I’m open to feedback on all of this, of course, so feel free to comment or get in touch with me.

I’ve renamed inkpdf to Press (as in printing press).

I reached the point where creating the PDF manually is no longer feasible, so I’ve been working on getting Press to a point where I can implement the PDF generation. The basic structure is in place, sans the PDF part. (That’s next.)

Here’s what a Press script looks like right now:

from press import Press

p = Press('output.pdf', width=6*Press.INCH, height=11*Press.INCH,
          margin=1*Press.INCH)

# Horizontal borders at top and bottom of page
p.stroke('#000')
p.pen(1.0)
p.line(p.page_min_x, p.page_min_y, p.page_max_x, p.page_min_y)
p.line(p.page_max_x, p.page_min_y, p.page_max_x, p.page_max_y)

# Page 2
p.page(2)
p.layer('base')
p.stroke(rgb=(1, 0, 0))
p.line(150, 150, 300, 300)
p.layer('fg')
p.stroke(hsl=(0, 0.5, 0.8))
p.line(300, 300, 450, 150)

# Go back and add another line to page 1
p.page(1)
p.stroke('#025')
p.line(p.page_min_x, p.page_min_y, p.page_min_x, p.page_max_y)
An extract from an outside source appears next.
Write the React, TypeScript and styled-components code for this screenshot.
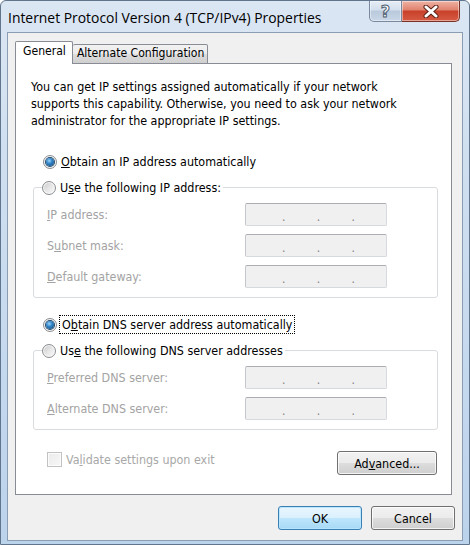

p.save() # this doesn't work yet

You can also do something like this:

with Press('output2.pdf', size=Press.LETTER,
           margin=(0.5*Press.INCH, 1.0*Press.INCH),
           inner_margin=0.5*Press.INCH,
           outer_margin=1.25*Press.INCH,
           bleed=.125*Press.INCH) as p:
    p.line(50, 50, 250, 50)
    # And so on

(Context manager, inner/outer margin, bleed, built-in paper sizes.)

Up next: adding more primitives, designing the font selection mechanism, getting it to generate an actual PDF, embedding fonts, using arbitrary Unicode code points, integrating HarfBuzz, etc.